Mick Bott, a retired miner, made the rare discovery of a complete set of 37 pieces used in Hnefatafl -- a chess-like game popular with soldiers for its strategic nature -- at a site next to the River Trent.

The 73-year-old had spent 20 years searching for items at the location where, thanks to his efforts, historians now know Vikings set up camp throughout the winter of 872 AD.

From his first detecting session at the Torksey site in 1982, Mr Bott and two fellow detectorists unearthed hundreds of coins, strap ends, brooches, and mounts, all of which were from the ninth century.

"It was later on after showing many of our finds to the Fitzwilliam Museum in Cambridge that the experts realised that this was the Viking winter camp of 872/3 when several thousand men of the Viking army overwintered," Mr Bott said.
Despite the work of Mr Bott and his friends leading to this historical breakthrough, nobody was aware of the significance of the dozens of small lead objects they also discovered during their years at Torksey, according to Nigel Mills, an artefact consultant with auctioneers Dix Noonan Webb.

"They thought they were lead weights, basically," Mr Mills told The Independent. "The Vikings hacked a lot of silver and gold up into useable pieces, which had different weights, so they needed weights to decide [how heavy] they should be.
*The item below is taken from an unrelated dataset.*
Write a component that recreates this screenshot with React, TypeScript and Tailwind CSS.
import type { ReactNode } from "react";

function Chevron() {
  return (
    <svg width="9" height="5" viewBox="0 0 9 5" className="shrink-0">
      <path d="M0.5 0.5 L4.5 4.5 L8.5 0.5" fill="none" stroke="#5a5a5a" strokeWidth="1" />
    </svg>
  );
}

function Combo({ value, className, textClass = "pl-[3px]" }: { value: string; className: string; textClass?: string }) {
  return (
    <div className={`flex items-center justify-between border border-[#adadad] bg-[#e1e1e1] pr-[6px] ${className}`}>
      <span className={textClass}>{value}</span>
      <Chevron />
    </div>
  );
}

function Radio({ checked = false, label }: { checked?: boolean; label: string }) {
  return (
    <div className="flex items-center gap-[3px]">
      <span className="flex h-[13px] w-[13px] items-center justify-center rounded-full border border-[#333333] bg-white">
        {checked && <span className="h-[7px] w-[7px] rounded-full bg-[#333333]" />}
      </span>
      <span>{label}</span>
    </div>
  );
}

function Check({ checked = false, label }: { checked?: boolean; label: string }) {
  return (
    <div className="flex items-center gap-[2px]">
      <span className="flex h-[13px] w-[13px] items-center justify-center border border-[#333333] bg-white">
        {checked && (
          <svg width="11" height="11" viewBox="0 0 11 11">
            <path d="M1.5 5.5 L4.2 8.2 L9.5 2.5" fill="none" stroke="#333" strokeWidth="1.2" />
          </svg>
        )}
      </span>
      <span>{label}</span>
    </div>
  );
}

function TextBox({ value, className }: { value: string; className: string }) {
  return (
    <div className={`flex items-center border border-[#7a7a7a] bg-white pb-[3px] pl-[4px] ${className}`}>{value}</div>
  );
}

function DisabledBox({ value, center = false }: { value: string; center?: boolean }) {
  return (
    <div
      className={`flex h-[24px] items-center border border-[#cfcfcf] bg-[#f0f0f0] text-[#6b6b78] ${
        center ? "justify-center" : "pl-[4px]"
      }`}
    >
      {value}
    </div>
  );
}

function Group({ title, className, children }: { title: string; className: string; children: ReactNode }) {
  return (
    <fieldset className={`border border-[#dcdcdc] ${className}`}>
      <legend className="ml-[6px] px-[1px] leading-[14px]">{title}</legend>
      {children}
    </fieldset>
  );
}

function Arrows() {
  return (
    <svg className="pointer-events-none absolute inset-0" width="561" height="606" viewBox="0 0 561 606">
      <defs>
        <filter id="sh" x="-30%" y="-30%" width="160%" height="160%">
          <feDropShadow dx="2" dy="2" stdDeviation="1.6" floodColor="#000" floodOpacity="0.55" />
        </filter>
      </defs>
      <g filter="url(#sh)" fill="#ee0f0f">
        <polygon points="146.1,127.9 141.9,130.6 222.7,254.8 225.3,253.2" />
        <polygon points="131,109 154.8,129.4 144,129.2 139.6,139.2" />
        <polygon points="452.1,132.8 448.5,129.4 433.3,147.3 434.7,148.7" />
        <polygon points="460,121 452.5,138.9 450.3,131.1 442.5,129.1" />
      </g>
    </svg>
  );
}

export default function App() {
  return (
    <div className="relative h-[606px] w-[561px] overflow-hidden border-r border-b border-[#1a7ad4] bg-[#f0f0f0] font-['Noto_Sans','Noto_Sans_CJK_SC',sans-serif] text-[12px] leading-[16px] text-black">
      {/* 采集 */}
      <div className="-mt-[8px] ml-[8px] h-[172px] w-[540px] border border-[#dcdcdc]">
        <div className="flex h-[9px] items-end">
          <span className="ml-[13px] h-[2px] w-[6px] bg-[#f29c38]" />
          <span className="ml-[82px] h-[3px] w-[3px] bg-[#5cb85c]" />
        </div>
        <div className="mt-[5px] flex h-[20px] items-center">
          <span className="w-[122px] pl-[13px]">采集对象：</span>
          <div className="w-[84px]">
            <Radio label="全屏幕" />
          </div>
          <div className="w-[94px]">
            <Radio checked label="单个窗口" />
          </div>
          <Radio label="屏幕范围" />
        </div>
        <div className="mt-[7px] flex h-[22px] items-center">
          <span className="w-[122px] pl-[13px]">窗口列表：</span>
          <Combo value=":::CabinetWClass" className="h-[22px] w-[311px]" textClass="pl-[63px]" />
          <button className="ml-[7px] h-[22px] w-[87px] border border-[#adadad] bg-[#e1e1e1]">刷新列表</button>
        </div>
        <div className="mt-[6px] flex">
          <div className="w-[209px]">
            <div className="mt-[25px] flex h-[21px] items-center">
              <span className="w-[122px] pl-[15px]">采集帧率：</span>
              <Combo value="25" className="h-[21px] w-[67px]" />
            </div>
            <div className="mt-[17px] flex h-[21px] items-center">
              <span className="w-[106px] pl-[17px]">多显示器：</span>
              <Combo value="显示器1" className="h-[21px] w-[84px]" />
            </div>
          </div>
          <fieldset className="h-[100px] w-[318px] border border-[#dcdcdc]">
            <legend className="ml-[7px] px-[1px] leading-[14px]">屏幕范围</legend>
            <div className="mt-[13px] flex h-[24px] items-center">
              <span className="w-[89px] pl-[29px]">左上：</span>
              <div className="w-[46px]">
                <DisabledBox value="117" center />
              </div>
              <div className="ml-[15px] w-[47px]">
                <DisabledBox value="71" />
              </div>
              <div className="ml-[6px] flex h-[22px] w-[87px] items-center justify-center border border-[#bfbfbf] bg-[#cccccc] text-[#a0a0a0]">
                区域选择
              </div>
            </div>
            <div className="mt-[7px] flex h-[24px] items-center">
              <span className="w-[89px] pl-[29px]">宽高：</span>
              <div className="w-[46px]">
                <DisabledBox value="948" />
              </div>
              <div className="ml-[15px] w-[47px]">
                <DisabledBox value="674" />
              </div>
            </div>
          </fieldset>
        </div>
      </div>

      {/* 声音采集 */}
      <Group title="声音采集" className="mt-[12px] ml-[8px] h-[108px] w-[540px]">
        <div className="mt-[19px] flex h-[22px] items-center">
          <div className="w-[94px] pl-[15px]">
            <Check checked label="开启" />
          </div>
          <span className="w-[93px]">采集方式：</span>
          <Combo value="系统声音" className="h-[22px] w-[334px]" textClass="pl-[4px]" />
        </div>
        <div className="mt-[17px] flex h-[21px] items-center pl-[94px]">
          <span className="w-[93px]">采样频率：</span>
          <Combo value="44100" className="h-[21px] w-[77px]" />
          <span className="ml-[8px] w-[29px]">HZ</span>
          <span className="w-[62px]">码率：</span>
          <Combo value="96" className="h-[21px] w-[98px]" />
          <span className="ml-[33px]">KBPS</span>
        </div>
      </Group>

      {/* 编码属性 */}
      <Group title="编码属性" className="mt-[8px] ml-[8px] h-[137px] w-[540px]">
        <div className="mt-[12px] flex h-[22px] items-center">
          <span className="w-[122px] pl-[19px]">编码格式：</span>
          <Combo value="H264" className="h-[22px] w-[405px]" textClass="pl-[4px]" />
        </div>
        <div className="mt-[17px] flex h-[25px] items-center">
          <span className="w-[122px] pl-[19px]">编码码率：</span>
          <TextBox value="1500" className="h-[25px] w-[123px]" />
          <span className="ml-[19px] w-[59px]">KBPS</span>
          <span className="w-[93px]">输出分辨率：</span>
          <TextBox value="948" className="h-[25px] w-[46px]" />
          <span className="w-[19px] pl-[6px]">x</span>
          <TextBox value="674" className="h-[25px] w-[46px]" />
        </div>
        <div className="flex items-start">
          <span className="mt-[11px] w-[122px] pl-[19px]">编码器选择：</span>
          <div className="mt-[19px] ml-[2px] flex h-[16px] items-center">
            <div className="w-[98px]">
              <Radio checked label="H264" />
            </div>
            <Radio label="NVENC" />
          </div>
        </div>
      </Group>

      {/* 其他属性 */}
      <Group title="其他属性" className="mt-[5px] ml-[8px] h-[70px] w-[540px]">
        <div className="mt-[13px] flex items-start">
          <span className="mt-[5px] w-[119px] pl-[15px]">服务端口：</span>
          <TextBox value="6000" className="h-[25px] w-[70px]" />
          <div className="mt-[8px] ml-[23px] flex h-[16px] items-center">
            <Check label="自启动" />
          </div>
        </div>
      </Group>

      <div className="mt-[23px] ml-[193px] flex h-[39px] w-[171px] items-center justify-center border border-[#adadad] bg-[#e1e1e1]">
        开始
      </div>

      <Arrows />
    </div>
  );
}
However, when I weighed them, none of them matched - there was no consistency to them -- and I thought it was very strange, but that was the theory at the time.
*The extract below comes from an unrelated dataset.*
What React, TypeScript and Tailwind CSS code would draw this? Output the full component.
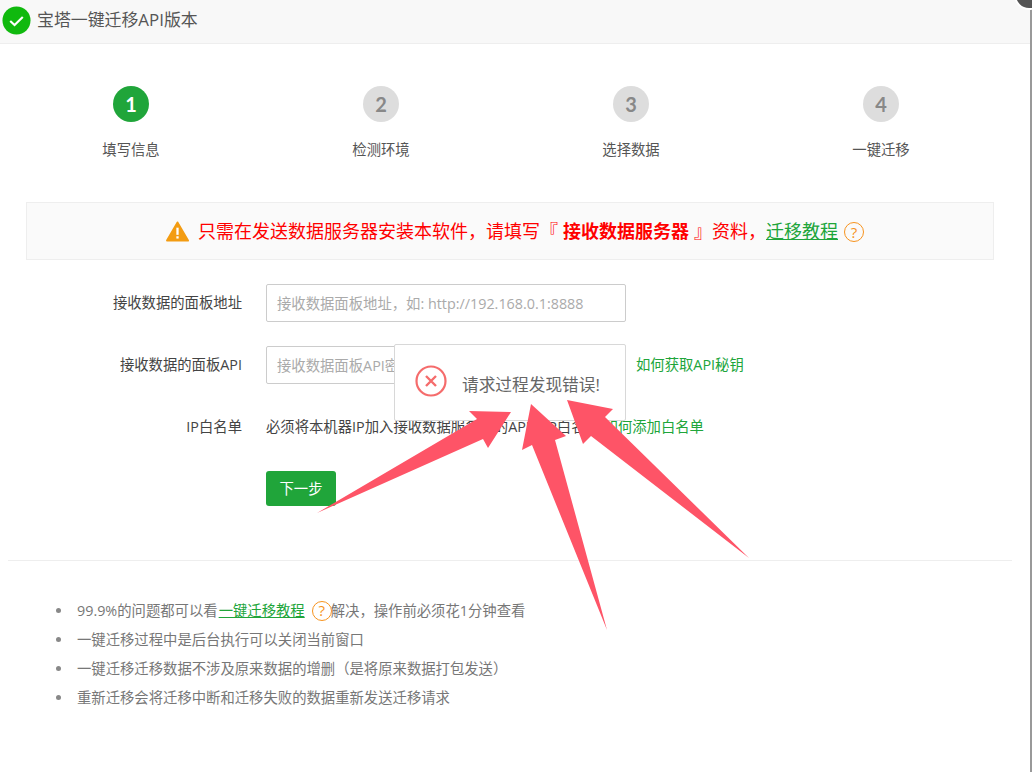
function HelpIcon({ className = '' }: { className?: string }) {
  return (
    <span
      className={`inline-flex h-[20px] w-[20px] shrink-0 items-center justify-center rounded-full border border-[#f7931e] text-[15px] leading-none text-[#f7931e] ${className}`}
    >
      ?
    </span>
  );
}

const steps = [
  { num: 1, label: '填写信息' },
  { num: 2, label: '检测环境' },
  { num: 3, label: '选择数据' },
  { num: 4, label: '一键迁移' },
];

function Bullet() {
  return <span className="mr-[16px] h-[5px] w-[5px] shrink-0 rounded-full bg-[#888]" />;
}

export default function App() {
  return (
    <div className="relative h-[772px] w-[1032px] overflow-hidden bg-white font-['Open_Sans','Noto_Sans_CJK_SC',sans-serif] text-[14.35px] text-[#444]">
      <header className="flex h-[44px] items-center gap-[6px] border-b border-[#eee] bg-[#f8f8f8] pb-[3px] pl-[2px]">
        <svg viewBox="0 0 30 30" className="h-[29px] w-[29px]">
          <circle cx="15" cy="15" r="14.5" fill="#10b90e" />
          <path d="M8.5 15.5l4.5 4.2 8.5-8.4" fill="none" stroke="#fff" strokeWidth="2.2" />
        </svg>
        <h1 className="text-[16.9px] text-[#555]">宝塔一键迁移API版本</h1>
      </header>

      <div className="ml-[6px] mt-[42px] grid w-[1000px] grid-cols-4">
        {steps.map((s) => (
          <div key={s.num} className="flex flex-col items-center">
            <div
              className={`flex h-[36px] w-[36px] items-center justify-center rounded-full font-['Lato',sans-serif] text-[20px] font-bold ${
                s.num === 1 ? 'bg-[#20a53a] text-white' : 'bg-[#ddd] text-[#888]'
              }`}
            >
              {s.num}
            </div>
            <div className="mt-[18px] leading-[20px] text-[#555]">{s.label}</div>
          </div>
        ))}
      </div>

      <div className="mx-[26px] mt-[42px] flex h-[58px] w-[968px] items-center justify-center border border-[#eee] bg-[#fafafa] pl-[10px] text-[18px] text-[#f00]">
        <svg viewBox="0 0 24 22" className="mr-[9px] h-[21px] w-[23px]">
          <path d="M12 1.5L23 20.5H1z" fill="#f39c12" stroke="#f39c12" strokeWidth="2" strokeLinejoin="round" />
          <rect x="10.8" y="7" width="2.4" height="7.5" fill="#fff" />
          <rect x="10.8" y="16" width="2.4" height="2.4" fill="#fff" />
        </svg>
        <span>{'只需在发送数据服务器安装本软件\uFF0C请填写『'}</span>
        <b className="mx-[5px]">接收数据服务器</b>
        <span>{'』资料\uFF0C'}</span>
        <a className="text-[#20a53a] underline">迁移教程</a>
        <HelpIcon className="ml-[6px] mt-[2px]" />
      </div>

      <form className="ml-[26px] mt-[24px] flex flex-col">
        <div className="flex items-center">
          <label className="w-[216px] text-right">接收数据的面板地址</label>
          <input
            placeholder={'接收数据面板地址\uFF0C如: http://192.168.0.1:8888'}
            className="ml-[24px] h-[38px] w-[360px] rounded-[2px] border border-[#ccc] px-[10px] text-[14.35px] placeholder:text-[#aaa]"
          />
        </div>
        <div className="mt-[24px] flex items-center">
          <label className="w-[216px] text-right">接收数据的面板API</label>
          <input
            placeholder="接收数据面板API密钥"
            className="ml-[24px] h-[38px] w-[360px] rounded-[2px] border border-[#ccc] px-[10px] text-[14.35px] placeholder:text-[#aaa]"
          />
          <a className="ml-[10px] text-[#20a53a]">如何获取API秘钥</a>
        </div>
        <div className="mt-[32px] flex h-[22px] items-center whitespace-nowrap">
          <label className="w-[216px] text-right">IP白名单</label>
          <span className="ml-[24px]">必须将本机器IP加入接收数据服务器的API的IP白名单,</span>
          <a className="text-[#20a53a]">如何添加白名单</a>
        </div>
        <button
          type="button"
          className="ml-[240px] mt-[33px] h-[35px] w-[70px] rounded-[3px] bg-[#20a53a] text-[14.35px] text-white"
        >
          下一步
        </button>
      </form>

      <div className="ml-[8px] mt-[54px] w-[1004px] border-t border-[#eee]" />

      <ul className="ml-[56px] mt-[35px] flex flex-col leading-[29px] text-[#777]">
        <li className="flex items-center">
          <Bullet />
          99.9%的问题都可以看
          <a className="ml-[1px] text-[#20a53a] underline">一键迁移教程</a>
          <HelpIcon className="ml-[7px] mr-[-1px]" />
          {'解决\uFF0C操作前必须花1分钟查看'}
        </li>
        <li className="flex items-center">
          <Bullet />
          一键迁移过程中是后台执行可以关闭当前窗口
        </li>
        <li className="flex items-center">
          <Bullet />
          {'一键迁移迁移数据不涉及原来数据的增删\uFF08是将原来数据打包发送\uFF09'}
        </li>
        <li className="flex items-center">
          <Bullet />
          重新迁移会将迁移中断和迁移失败的数据重新发送迁移请求
        </li>
      </ul>

      {/* window edge and close button */}
      <div className="absolute bottom-0 right-0 top-[8px] w-[2px] bg-[#999]" />
      <div className="absolute left-[1014px] top-[-20px] h-[30px] w-[30px] rounded-full border-2 border-white bg-[#555]" />

      {/* error toast */}
      <div className="absolute left-[394px] top-[344px] flex h-[77px] w-[232px] items-center rounded-[2px] border border-[#d8d8d8] bg-white pl-[20px]">
        <svg viewBox="0 0 32 32" className="mt-[-3px] h-[32px] w-[32px]">
          <circle cx="16" cy="16" r="14.5" fill="none" stroke="#f56c6c" strokeWidth="2.2" />
          <path d="M11 11l10 10M21 11L11 21" stroke="#f56c6c" strokeWidth="2.4" />
        </svg>
        <span className="ml-[15px] mt-[4px] text-[16.7px] text-[#666]">请求过程发现错误!</span>
      </div>

      {/* annotation arrows */}
      <svg viewBox="0 0 1032 772" className="pointer-events-none absolute left-0 top-0 h-[772px] w-[1032px]">
        <polygon fill="#fe5467" points="317,513 477,419 469,411 511,412 488,448 483,439" />
        <polygon fill="#fe5467" points="607,630 532,445 522,450 531,404 566,436 555,440" />
        <polygon fill="#fe5467" points="749,558 591,436 583,444 567,400 613,409 605,417" />
      </svg>
    </div>
  );
}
"It was only when I was in Oslo Museum that I realised they had two of these gaming pieces out of polished stone from this game Hnefatafl, which match the conical lead weights that Mick had. So I realised that there was a connection and I discussed it with Mark Blackburn at the Fitzwilliam and he agreed that these were gaming pieces."

Mr Mills believes it is the oldest complete set of pieces ever found at one site.

"What's really intriguing is when you think of the army of thousands of men, Viking warriors, all sitting around playing this board game. It's really weird," he said.

The purpose of the game is for the defender to move the king to one of the corner squares, which are designated as castles, as the attacker tries to surround the king on all four sides to prevent him from moving.